Traffico di droga sull’asse Calabria-Sicilia: 21 arresti, sequestrati coca e beni
La base operativa era a Palermo ed a capo vi sarebbero stati due fratelli del posto, figli di uno storico esponente del mandamento mafioso di Villagrazia/Santa Maria di Gesù.
Quest’ultimi sarebbero stati a loro volta in affari, da anni, con una famiglia calabrese coinvolta nella gestione del narcotraffico nella provincia di Reggio Calabria e legata da vincoli di parentela con esponenti di spicco della ‘ndrina di San Luca, che avrebbe garantito l’approvvigionamento sistematico di grossi quantitativi di droga.
Questo quanto emergerebbe dall’inchiesta nome in codice “Cagnolino”, condotta dal Gico della fiamme gialle peloritane e che oggi, su richiesta della Direzione Distrettuale Antimafia del capoluogo siculo, ha potato all’arresto in carcere di 21 persone a cui si contestano, a vario titolo, l’associazione per delinquere finalizzata al traffico e spaccio di stupefacenti tramite una strutturata a rete operante appunto tra la Calabria e la Sicilia.
Le indagini fanno ritenere difatti di aver ricostruito accordi per la fornitura di almeno 10 chilogrammi di cocaina al mese, destinata al mercato palermitano, che avrebbe generato per l’organizzazione un giro d’affari stimabile in circa dieci milioni di euro all’anno.
Lo stupefacente, stoccato in depositi dislocati nel reggino, veniva trasportata su gomma lungo la tratta Reggio-Messina-Palermo, nascosta tra diversi carichi di copertura o all’interno di sofisticati doppi fondi creati nelle auto dei corrieri ed accessibili con delle aperture elettro-meccaniche.
Nel corso delle investigazioni sono stati arrestati sei di questi corrieri, che operavano anche nel pieno del periodo pandemico sfruttando le proprie attività lavorative. Le manette sono cattata anche per due presunti basisti che custodivano parte dello stupefacente a Palermo, col sequestro di circa 50 chilogrammi di cocaina, che se immessa nel mercato avrebbe garantito guadagni per più di 4 milioni di euro.
Le fiamme gialle hanno poi proceduto a valorizzare in chiave patrimoniale gli elementi acquisiti nel corso delle indagini, attraverso l’esame, il confronto e l’incrocio di informazioni estratte dalle diverse banche dati in uso al Corpo, dalle quali sarebbe emersa una “assoluta sproporzione” tra i beni nella disponibilità degli indagati e la capacità reddituale dichiarata, richiedendo l’applicazione di misure cautelari patrimoniali.

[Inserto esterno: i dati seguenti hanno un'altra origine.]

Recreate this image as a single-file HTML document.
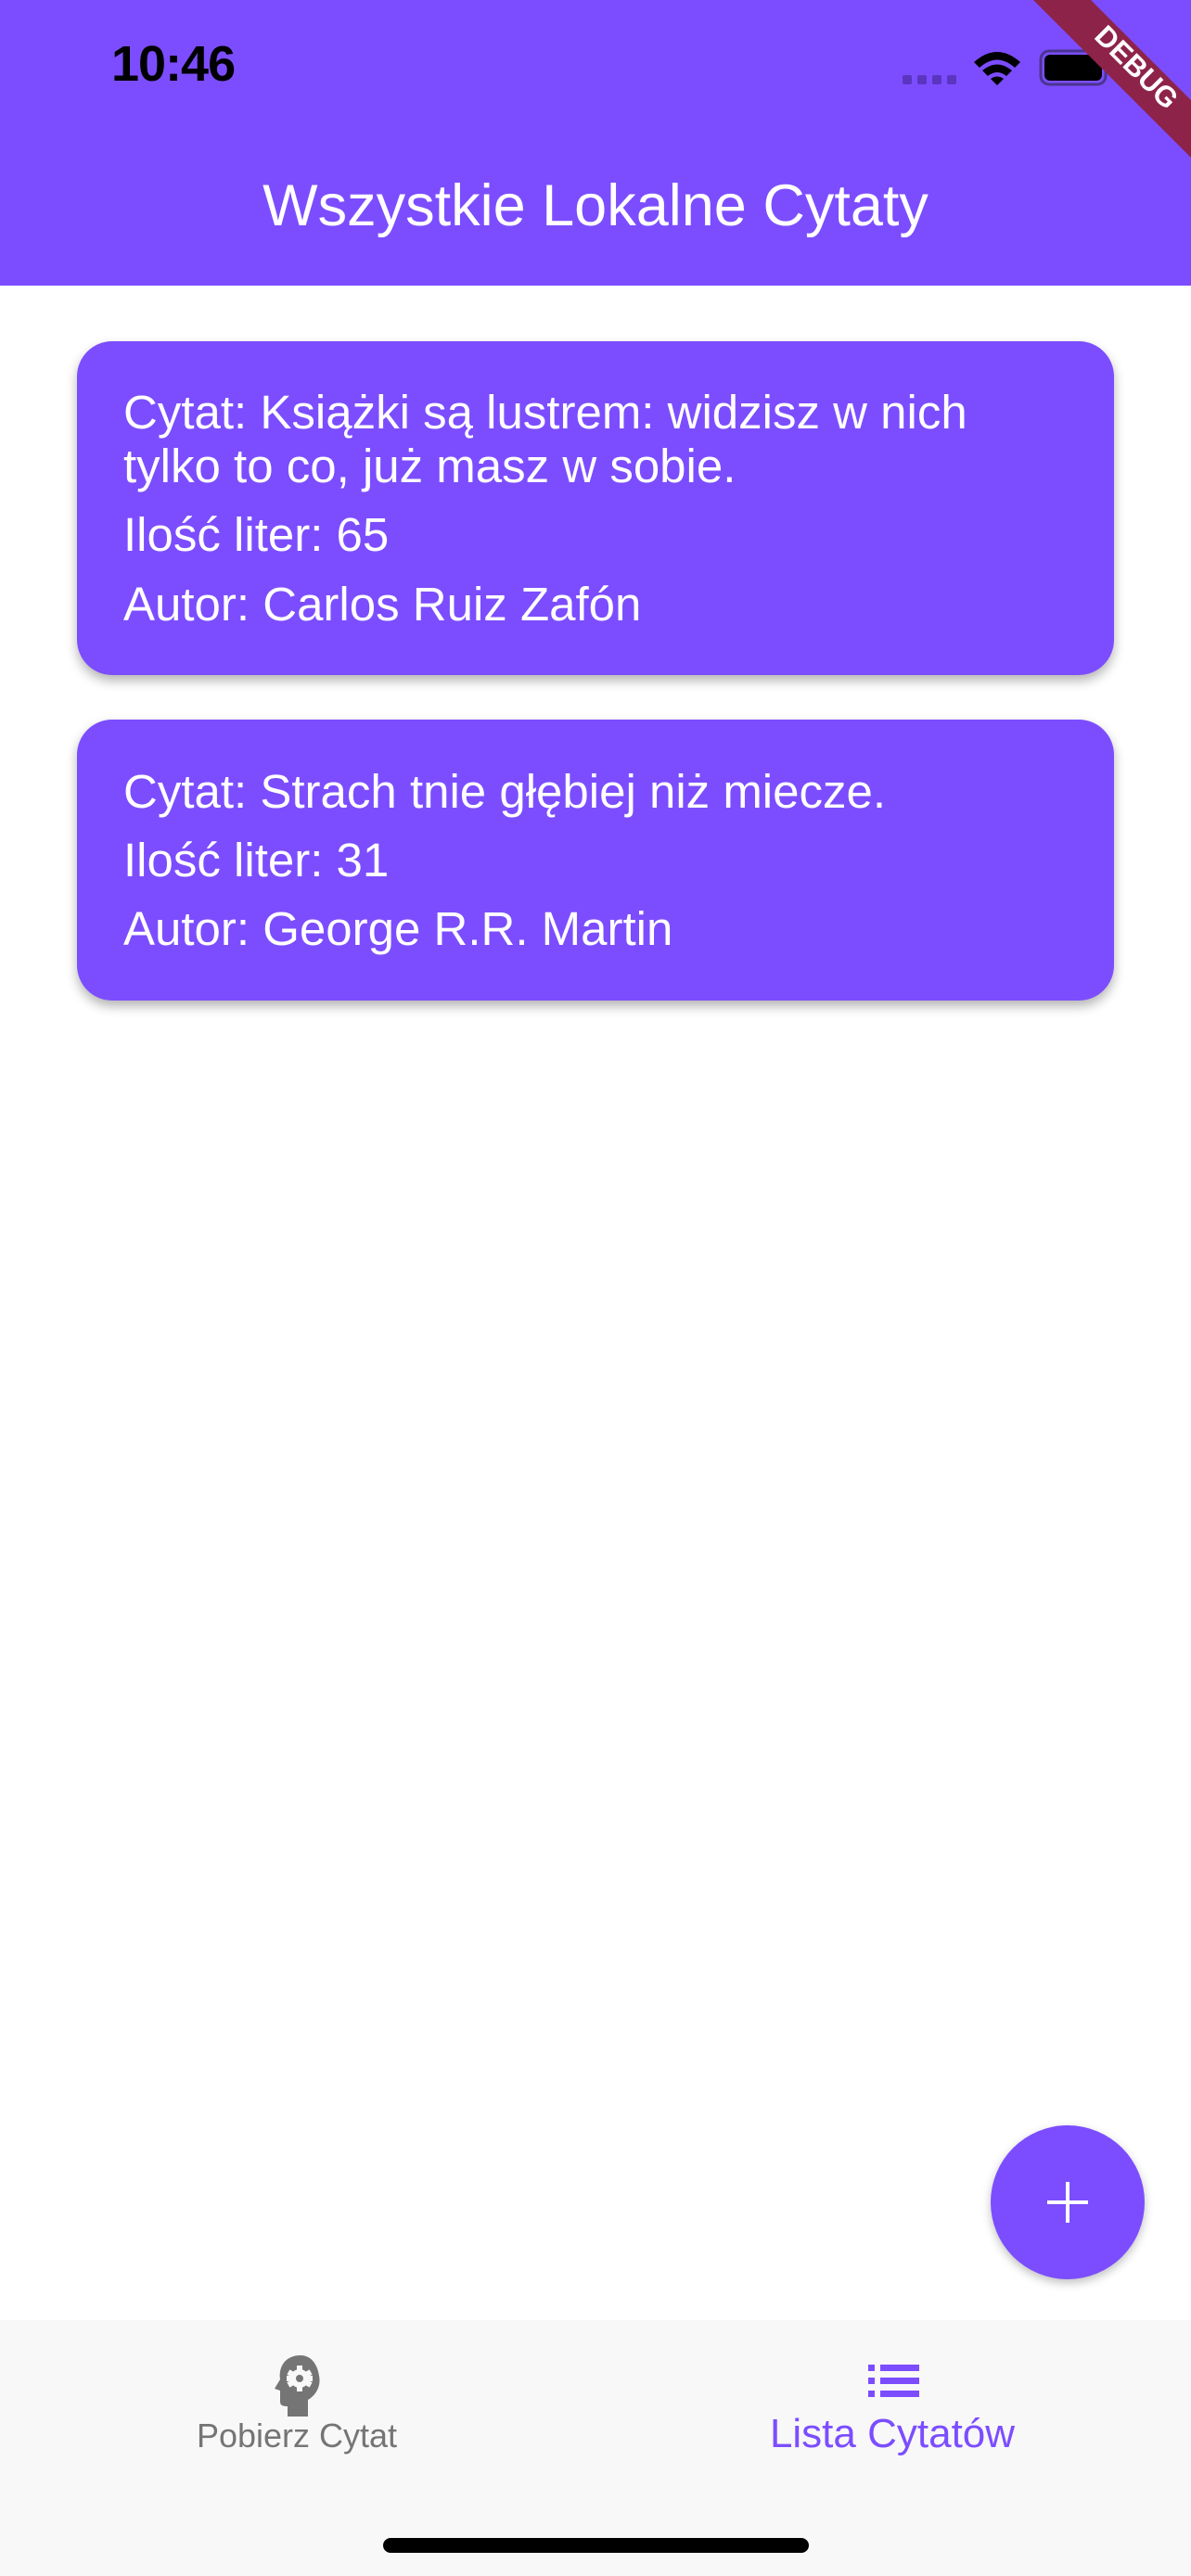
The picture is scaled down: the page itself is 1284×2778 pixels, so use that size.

Con lo stesso provvedimento, poi, il Gip ha anche disposto il sequestro preventivo di società, beni mobili e immobili riconducibili agli indagati per un valore complessivo pari a oltre un milione di euro.
Sei dei destinatari delle misure cautelari, infine, risultano percepire direttamente o tramite il proprio nucleo familiare il reddito di cittadinanza, cosa di cui è stato informato l’Inps per l’immediata sospensione.